Straight Talk with Allen WestFormer Congressman and retired Army Lt. Col. Allen West will be heading to the Show Me State in two weeks, where he’ll be the keynote speaker at the Missouri Cattlemen’s Association’s ‘Straight Talk’ event.  The Missouri Times caught up with the former Republican representative of Florida’s 22nd Congressional District to discuss his views on several topics affecting Missourians, and some of the steps he thinks need to be addressed to continue moving the Show-Me State forward.


What November’s elections said about America

WEST: I believe that if there’s anything that the American people said in November is that they just don’t want this whole fundamental transformation. It may sound nice to the people in New York and California, but not the folks in Missouri.
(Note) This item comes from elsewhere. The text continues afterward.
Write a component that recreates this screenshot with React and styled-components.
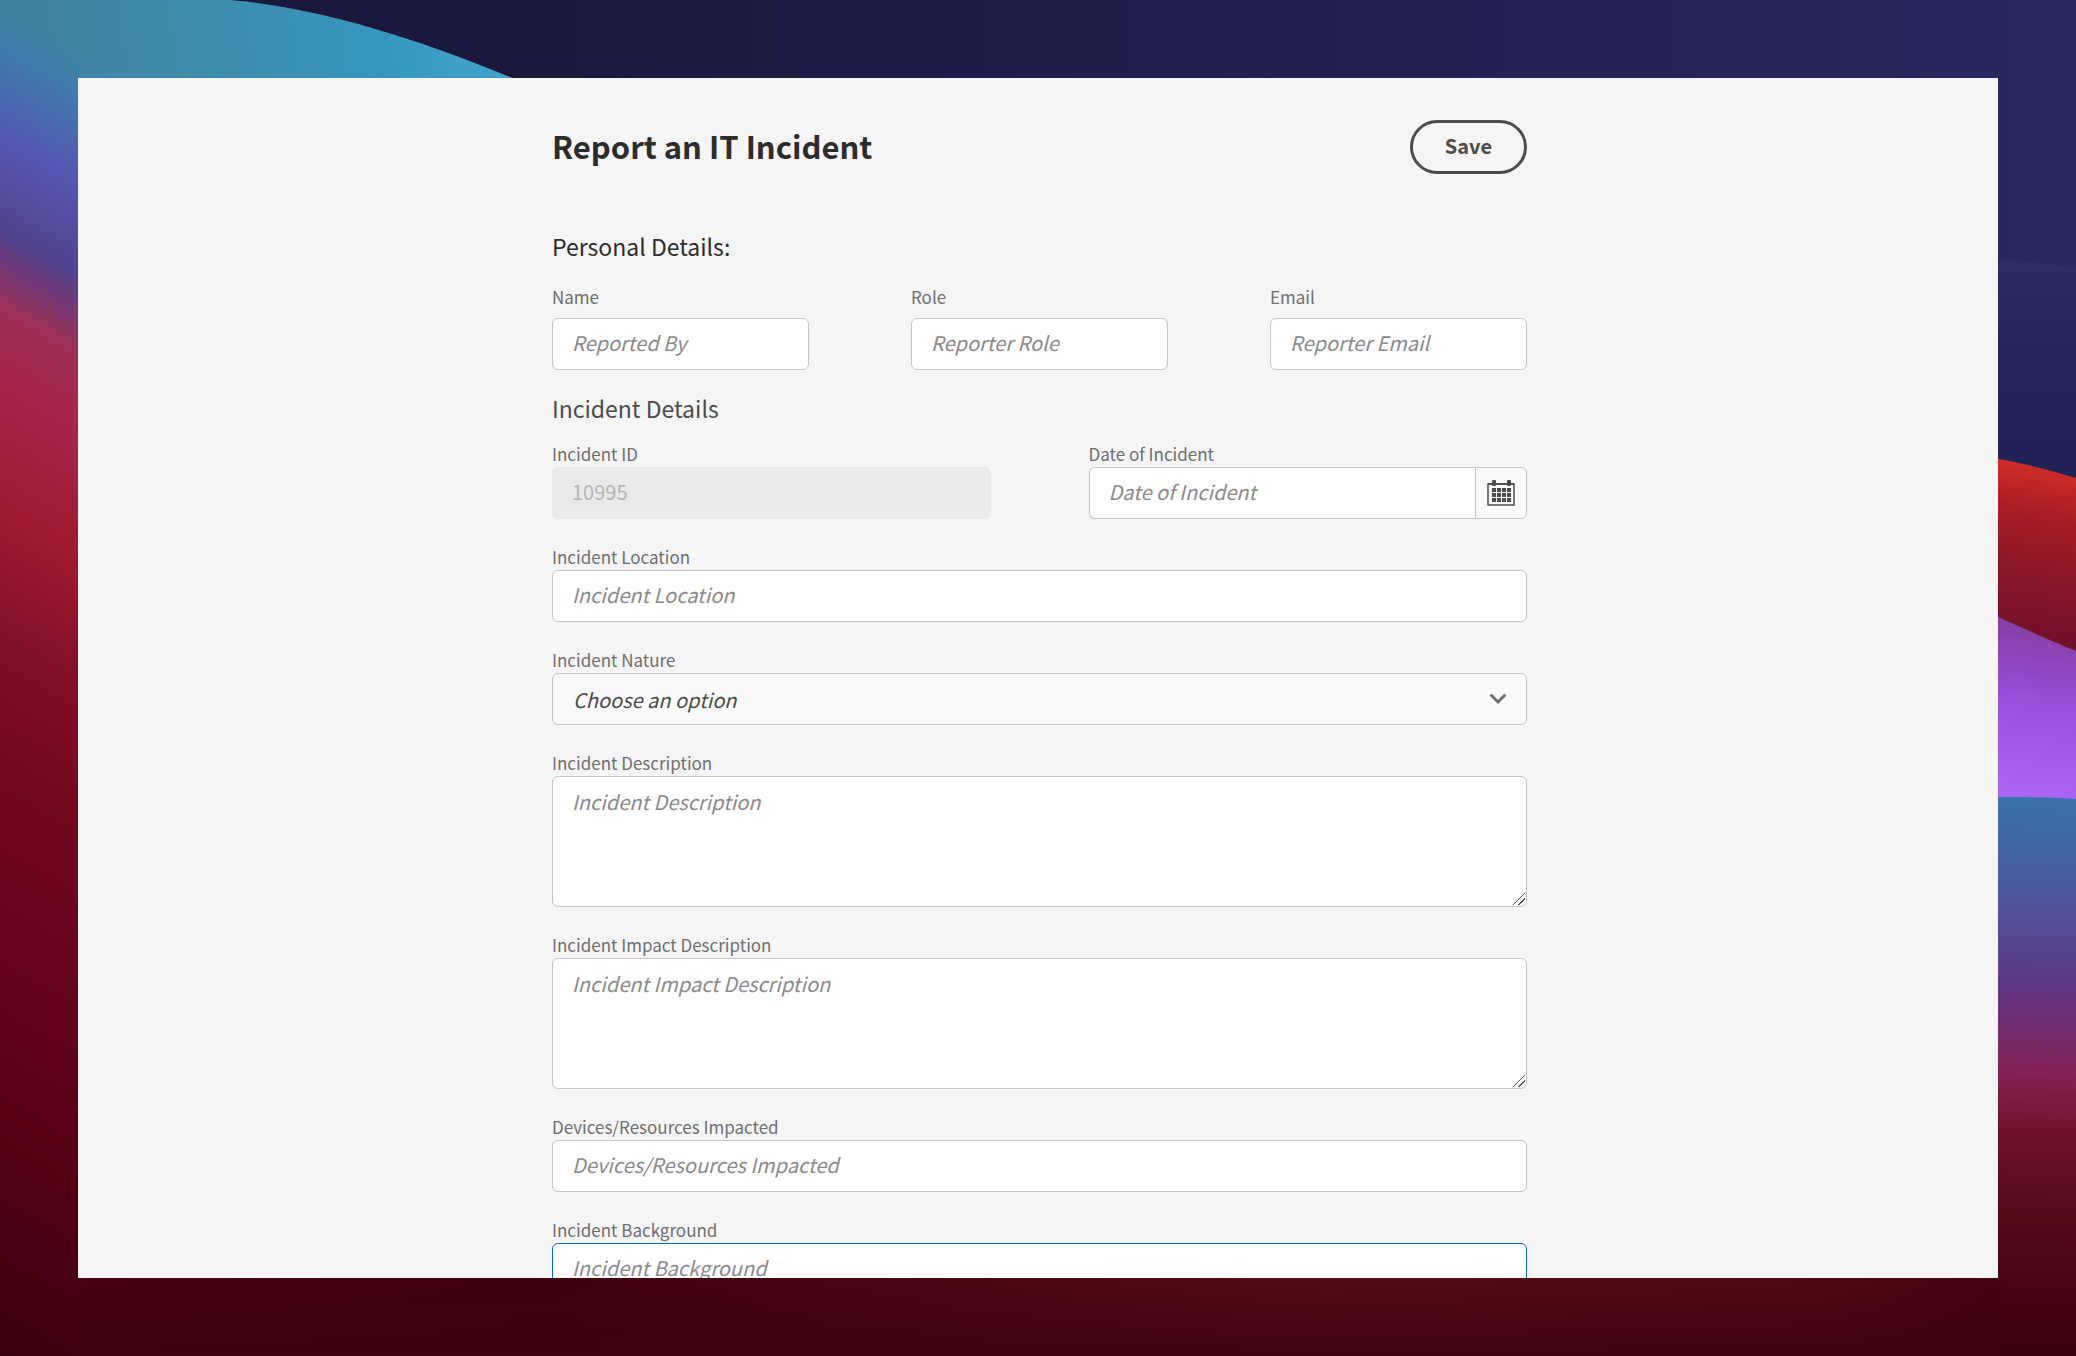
import React from "react";
import styled, { createGlobalStyle, css } from "styled-components";

const GlobalStyle = createGlobalStyle`
  *, *::before, *::after { box-sizing: border-box; }
  html, body, #root { height: 100%; margin: 0; }
  body {
    background: #3f000e;
    font-family: "Noto Sans CJK SC", "Source Sans Pro", sans-serif;
    overflow: hidden;
  }
  input, select, textarea, button { font: inherit; margin: 0; }
`;

const Desktop = styled.div`
  position: relative;
  display: flex;
  height: 100vh;
  padding: 78px;
`;

const WallpaperSvg = styled.svg`
  position: absolute;
  inset: 0;
  width: 100%;
  height: 100%;
`;

const Panel = styled.main`
  position: relative;
  flex: 1;
  min-width: 0;
  padding: 42px 0 0 3px;
  overflow: hidden;
  background: #f5f5f5;
`;

const Form = styled.form`
  max-width: 975px;
  margin: 0 auto;
`;

const Header = styled.header`
  display: flex;
  align-items: center;
  justify-content: space-between;
  margin-bottom: 56px;
`;

const Title = styled.h1`
  margin: 0;
  padding-bottom: 2px;
  color: #2c2c2c;
  font-size: 31px;
  font-weight: 700;
  line-height: 48px;
`;

const SaveButton = styled.button`
  height: 54px;
  padding: 0 32px 4px;
  border: 3px solid #4b4b4b;
  border-radius: 27px;
  background: transparent;
  color: #4b4b4b;
  font-size: 20px;
  font-weight: 700;
`;

const SectionTitle = styled.h2`
  margin: 0 0 ${(p) => (p.$tight ? "19px" : "24px")};
  color: ${(p) => (p.$tight ? "#4b4b4b" : "#2c2c2c")};
  font-size: 23px;
  font-weight: 400;
  line-height: 32px;
`;

const Columns = styled.div`
  display: grid;
  grid-template-columns: repeat(${(p) => p.$count}, minmax(0, 1fr));
  column-gap: ${(p) => p.$gap};
`;

const Details = styled.section`
  margin-top: ${(p) => (p.$first ? "0" : "22px")};
`;

const Stack = styled.div`
  display: grid;
  row-gap: 27px;
`;

const FieldBox = styled.div`
  display: flex;
  flex-direction: column;
  gap: ${(p) => (p.$spaced ? "10px" : "2px")};
  min-width: 0;
`;

const Label = styled.label`
  color: #6e6e6e;
  font-size: 17px;
  line-height: 22px;
`;

const control = css`
  width: 100%;
  min-width: 0;
  border: 1px solid ${(p) => (p.$active ? "#1264d6" : "#c4c4c4")};
  border-radius: 6px;
  outline: none;
  background: #fff;
  color: #4b4b4b;
  font-size: 20px;

  &::placeholder {
    color: #8a8a8a;
    font-style: italic;
    opacity: 1;
  }
`;

const TextInput = styled.input`
  ${control}
  height: 52px;
  padding: 0 19px 4px;

  &:disabled {
    border-color: #eaeaea;
    background: #eaeaea;
    color: #b3b3b3;
  }
`;

const TextArea = styled.textarea`
  ${control}
  display: block;
  height: 131px;
  padding: 10px 19px;
  line-height: 30px;
  resize: vertical;

  &::-webkit-resizer {
    background: linear-gradient(
        135deg,
        transparent 8px,
        #555 8px,
        #555 9px,
        transparent 9px,
        transparent 12px,
        #555 12px,
        #555 13px,
        transparent 13px
      )
      2px 2px / 12px 12px no-repeat;
  }
`;

const SelectWrap = styled.div`
  position: relative;
  display: flex;
`;

const Select = styled.select`
  ${control}
  height: 52px;
  padding: 0 48px 0 20px;
  appearance: none;
  background: #fafafa;
  font-style: italic;
`;

const Chevron = styled.svg`
  position: absolute;
  top: 20px;
  right: 20px;
  width: 18px;
  height: 12px;
  pointer-events: none;
`;

const DateGroup = styled.div`
  display: flex;

  ${TextInput} {
    flex: 1;
    border-right: 0;
    border-radius: 6px 0 0 6px;
  }
`;

const CalendarButton = styled.button`
  display: flex;
  align-items: center;
  justify-content: center;
  width: 52px;
  padding: 0;
  border: 1px solid #c4c4c4;
  border-radius: 0 6px 6px 0;
  background: #fafafa;
`;

function Wallpaper() {
  return (
    <WallpaperSvg viewBox="0 0 2076 1356" preserveAspectRatio="none" aria-hidden="true">
      <defs>
        <linearGradient id="navy" gradientUnits="userSpaceOnUse" x1="480" y1="0" x2="2076" y2="0">
          <stop offset="0" stopColor="#18183b" />
          <stop offset="0.5" stopColor="#221f4d" />
          <stop offset="1" stopColor="#28295e" />
        </linearGradient>
        <linearGradient id="left" gradientUnits="userSpaceOnUse" x1="0" y1="0" x2="0" y2="1356" gradientTransform="skewY(30)">
          <stop offset="0" stopColor="#3f849c" />
          <stop offset="0.035" stopColor="#427caf" />
          <stop offset="0.1" stopColor="#5457b0" />
          <stop offset="0.17" stopColor="#52438e" />
          <stop offset="0.225" stopColor="#9c3058" />
          <stop offset="0.28" stopColor="#a8264b" />
          <stop offset="0.38" stopColor="#9e1a30" />
          <stop offset="0.46" stopColor="#831029" />
          <stop offset="0.58" stopColor="#70081e" />
          <stop offset="0.73" stopColor="#62041b" />
          <stop offset="0.84" stopColor="#540011" />
          <stop offset="0.93" stopColor="#440013" />
          <stop offset="1" stopColor="#3a000d" />
        </linearGradient>
        <linearGradient id="teal" gradientUnits="userSpaceOnUse" x1="40" y1="0" x2="440" y2="-60">
          <stop offset="0" stopColor="#3c8cae" stopOpacity="0" />
          <stop offset="0.45" stopColor="#3c8cae" />
          <stop offset="0.85" stopColor="#3598bf" />
          <stop offset="1" stopColor="#3f9fc5" />
        </linearGradient>
        <linearGradient id="indigo" x1="0" y1="0" x2="0" y2="1">
          <stop offset="0" stopColor="#2f2e65" />
          <stop offset="0.35" stopColor="#25265a" />
          <stop offset="0.85" stopColor="#1f2053" />
          <stop offset="1" stopColor="#242456" />
        </linearGradient>
        <linearGradient id="red" gradientUnits="userSpaceOnUse" x1="2030" y1="462" x2="2000" y2="640">
          <stop offset="0" stopColor="#cf2c28" />
          <stop offset="0.3" stopColor="#a61c27" />
          <stop offset="0.65" stopColor="#841527" />
          <stop offset="1" stopColor="#70102a" />
        </linearGradient>
        <linearGradient id="violet" gradientUnits="userSpaceOnUse" x1="2030" y1="628" x2="2008" y2="800">
          <stop offset="0" stopColor="#8740a6" />
          <stop offset="0.45" stopColor="#9851dd" />
          <stop offset="1" stopColor="#ad67f5" />
        </linearGradient>
        <linearGradient id="dusk" gradientUnits="userSpaceOnUse" x1="2010" y1="797" x2="1996" y2="1356">
          <stop offset="0" stopColor="#3972aa" />
          <stop offset="0.16" stopColor="#4b579f" />
          <stop offset="0.34" stopColor="#603883" />
          <stop offset="0.49" stopColor="#832256" />
          <stop offset="0.6" stopColor="#6f1329" />
          <stop offset="0.75" stopColor="#550a18" />
          <stop offset="0.9" stopColor="#43020e" />
          <stop offset="1" stopColor="#3a020d" />
        </linearGradient>
        <linearGradient id="floor" x1="0" y1="0" x2="1" y2="0">
          <stop offset="0" stopColor="#46000f" />
          <stop offset="0.25" stopColor="#3f000d" />
          <stop offset="0.65" stopColor="#540c15" />
          <stop offset="0.9" stopColor="#500812" />
          <stop offset="1" stopColor="#43020e" />
        </linearGradient>
        <linearGradient id="shade" x1="0" y1="0" x2="0" y2="1">
          <stop offset="0" stopColor="#3c020e" stopOpacity="0" />
          <stop offset="1" stopColor="#3c020e" stopOpacity="0.9" />
        </linearGradient>
      </defs>
      <rect width="2076" height="1356" fill="url(#navy)" />
      <path d="M0 0H228C330 8 440 48 512 78L620 130V1356H0Z" fill="url(#left)" />
      <path d="M0 0H228C330 8 440 48 512 78H0Z" fill="url(#teal)" />
      <path d="M1900 252Q2000 257 2076 268V520H1900Z" fill="url(#indigo)" />
      <path d="M1900 446Q2000 454 2076 478V700H1900Z" fill="url(#red)" />
      <path d="M1900 570Q2010 624 2076 651V850H1900Z" fill="url(#violet)" />
      <path d="M1900 799Q2030 795 2076 799V1356H1900Z" fill="url(#dusk)" />
      <rect x="78" y="1270" width="1920" height="86" fill="url(#floor)" />
      <rect x="78" y="1270" width="1920" height="86" fill="url(#shade)" />
    </WallpaperSvg>
  );
}

function CalendarIcon() {
  const columns = [5, 10, 15, 20];
  const rows = [8, 13, 18];
  return (
    <svg width="28" height="26" viewBox="0 0 28 26" fill="#4b4b4b" aria-hidden="true">
      <rect x="1" y="4" width="26" height="21" fill="none" stroke="#4b4b4b" strokeWidth="1.5" />
      <rect x="1" y="3" width="26" height="2" />
      <rect x="5" y="0" width="4" height="6" rx="1" />
      <rect x="20" y="0" width="4" height="6" rx="1" />
      {rows.map((y) => columns.map((x) => <rect key={`${x}-${y}`} x={x} y={y} width="4" height="4" />))}
    </svg>
  );
}

function Field({ id, label, spaced, children }) {
  return (
    <FieldBox $spaced={spaced}>
      <Label htmlFor={id}>{label}</Label>
      {children}
    </FieldBox>
  );
}

export default function App() {
  return (
    <>
      <GlobalStyle />
      <Desktop>
        <Wallpaper />
        <Panel>
          <Form onSubmit={(e) => e.preventDefault()}>
            <Header>
              <Title>Report an IT Incident</Title>
              <SaveButton type="submit">Save</SaveButton>
            </Header>

            <Details $first>
              <SectionTitle>Personal Details:</SectionTitle>
              <Columns $count={3} $gap="102px">
                <Field id="name" label="Name" spaced>
                  <TextInput id="name" placeholder="Reported By" />
                </Field>
                <Field id="role" label="Role" spaced>
                  <TextInput id="role" placeholder="Reporter Role" />
                </Field>
                <Field id="email" label="Email" spaced>
                  <TextInput id="email" type="email" placeholder="Reporter Email" />
                </Field>
              </Columns>
            </Details>

            <Details>
              <SectionTitle $tight>Incident Details</SectionTitle>
              <Stack>
                <Columns $count={2} $gap="98px">
                  <Field id="incident-id" label="Incident ID">
                    <TextInput id="incident-id" defaultValue="10995" disabled />
                  </Field>
                  <Field id="date" label="Date of Incident">
                    <DateGroup>
                      <TextInput id="date" placeholder="Date of Incident" />
                      <CalendarButton type="button" aria-label="Calendar">
                        <CalendarIcon />
                      </CalendarButton>
                    </DateGroup>
                  </Field>
                </Columns>
                <Field id="location" label="Incident Location">
                  <TextInput id="location" placeholder="Incident Location" />
                </Field>
                <Field id="nature" label="Incident Nature">
                  <SelectWrap>
                    <Select id="nature" defaultValue="">
                      <option value="">Choose an option</option>
                    </Select>
                    <Chevron viewBox="0 0 18 12" fill="none" aria-hidden="true">
                      <path d="M2.5 2.5L9 9L15.5 2.5" stroke="#6e6e6e" strokeWidth="3" strokeLinecap="round" />
                    </Chevron>
                  </SelectWrap>
                </Field>
                <Field id="description" label="Incident Description">
                  <TextArea id="description" placeholder="Incident Description" />
                </Field>
                <Field id="impact" label="Incident Impact Description">
                  <TextArea id="impact" placeholder="Incident Impact Description" />
                </Field>
                <Field id="devices" label="Devices/Resources Impacted">
                  <TextInput id="devices" placeholder="Devices/Resources Impacted" />
                </Field>
                <Field id="background" label="Incident Background">
                  <TextInput id="background" placeholder="Incident Background" $active />
                </Field>
              </Stack>
            </Details>
          </Form>
        </Panel>
      </Desktop>
    </>
  );
}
Think about this: Barack Obama once said back in Roanoke, Virginia, in 2012, that if you own a business, you didn’t build that. That was one belief system. The belief system for Donald Trump is that America is open for business, and we’re going to do what is necessary to get Americans back to work so they can have a quality way of life. And that’s a huge shift. Instead of having the growth of a welfare nanny-state, a dependency society, Donald Trump is looking at how he can economically empower Americans and get them back to work so that they can pursue their happiness, while oppose what Barack Obama and the progressive socialist left believe. That’s a huge ideological shift for this country.

On Missouri’s new governor

WEST: I remember I had a nice little PT run with your new governor, who is a former U.S. Navy Seal. That was my first time meeting him, and we shared a nice five-mile run around the Capitol. That’s a pretty squared-away guy. Those are the type of people we need in charge, people who have been out there and done things – especially our veterans who have been willing to lay down their lives for this country. They understand what it means to take an oath to the Constitution. I was glad to see him elected as governor.

On federal regulations

WEST: The thing is this – I was a member of Congress for the state of Florida, and as you know, Florida is the 13th largest cattle-producing state and the largest east of the Mississippi, so many of the issues that the Missouri Cattlemen’s Association face, we’ve seen with the Florida Cattlemen’s Association.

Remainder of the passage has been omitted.